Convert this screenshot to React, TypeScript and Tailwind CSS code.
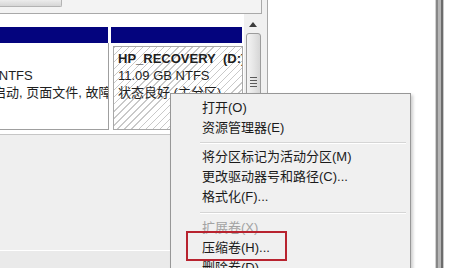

==

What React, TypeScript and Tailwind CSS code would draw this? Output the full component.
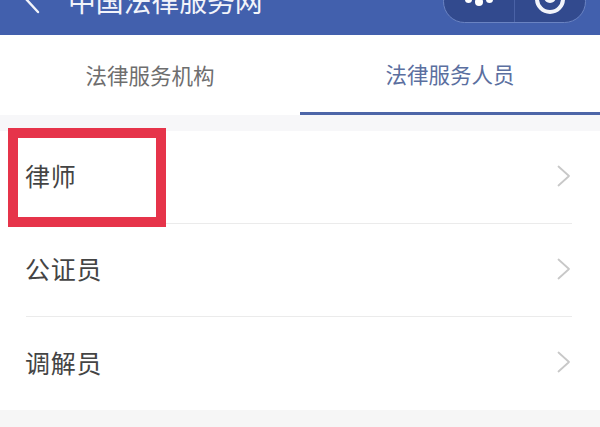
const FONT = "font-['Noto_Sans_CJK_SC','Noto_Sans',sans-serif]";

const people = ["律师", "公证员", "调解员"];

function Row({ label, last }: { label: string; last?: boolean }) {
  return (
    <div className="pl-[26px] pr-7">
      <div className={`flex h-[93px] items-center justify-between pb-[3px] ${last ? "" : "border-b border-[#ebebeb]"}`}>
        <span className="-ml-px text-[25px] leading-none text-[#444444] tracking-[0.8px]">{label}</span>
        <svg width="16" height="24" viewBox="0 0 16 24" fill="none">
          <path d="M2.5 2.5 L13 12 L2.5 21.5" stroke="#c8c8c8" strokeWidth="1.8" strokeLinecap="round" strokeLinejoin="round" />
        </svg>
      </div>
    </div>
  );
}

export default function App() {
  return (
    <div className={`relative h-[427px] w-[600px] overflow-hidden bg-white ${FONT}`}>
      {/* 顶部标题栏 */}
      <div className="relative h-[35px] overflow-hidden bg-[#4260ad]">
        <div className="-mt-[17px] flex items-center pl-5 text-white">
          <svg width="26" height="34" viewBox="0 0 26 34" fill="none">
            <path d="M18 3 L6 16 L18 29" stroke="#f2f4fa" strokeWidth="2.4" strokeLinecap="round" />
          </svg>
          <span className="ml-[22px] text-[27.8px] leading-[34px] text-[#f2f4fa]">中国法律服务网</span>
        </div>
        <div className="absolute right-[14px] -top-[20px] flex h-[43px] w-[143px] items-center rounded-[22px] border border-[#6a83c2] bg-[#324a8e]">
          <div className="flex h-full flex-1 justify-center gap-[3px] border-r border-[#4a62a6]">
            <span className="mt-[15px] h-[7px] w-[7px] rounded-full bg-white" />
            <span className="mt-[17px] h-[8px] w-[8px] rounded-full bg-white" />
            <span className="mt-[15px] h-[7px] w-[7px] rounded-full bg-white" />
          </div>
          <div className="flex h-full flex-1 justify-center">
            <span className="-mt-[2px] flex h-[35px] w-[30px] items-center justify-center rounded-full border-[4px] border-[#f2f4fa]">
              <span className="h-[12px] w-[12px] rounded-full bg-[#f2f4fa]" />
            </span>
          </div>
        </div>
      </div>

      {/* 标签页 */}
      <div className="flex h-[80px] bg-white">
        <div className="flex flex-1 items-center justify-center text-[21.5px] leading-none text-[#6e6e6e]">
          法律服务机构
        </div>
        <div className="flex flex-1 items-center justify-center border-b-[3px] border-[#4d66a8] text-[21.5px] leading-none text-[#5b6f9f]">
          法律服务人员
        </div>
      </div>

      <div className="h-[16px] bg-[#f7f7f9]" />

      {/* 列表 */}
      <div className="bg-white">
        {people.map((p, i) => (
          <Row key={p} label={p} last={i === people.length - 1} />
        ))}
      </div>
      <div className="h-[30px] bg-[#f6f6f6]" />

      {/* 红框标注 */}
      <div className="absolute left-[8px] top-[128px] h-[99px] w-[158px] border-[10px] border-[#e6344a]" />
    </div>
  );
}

What the task asks - Copy out each line of the records where the string "Tailwind" appears.

Exercise solution -
Convert this screenshot to React, TypeScript and Tailwind CSS code.
What React, TypeScript and Tailwind CSS code would draw this? Output the full component.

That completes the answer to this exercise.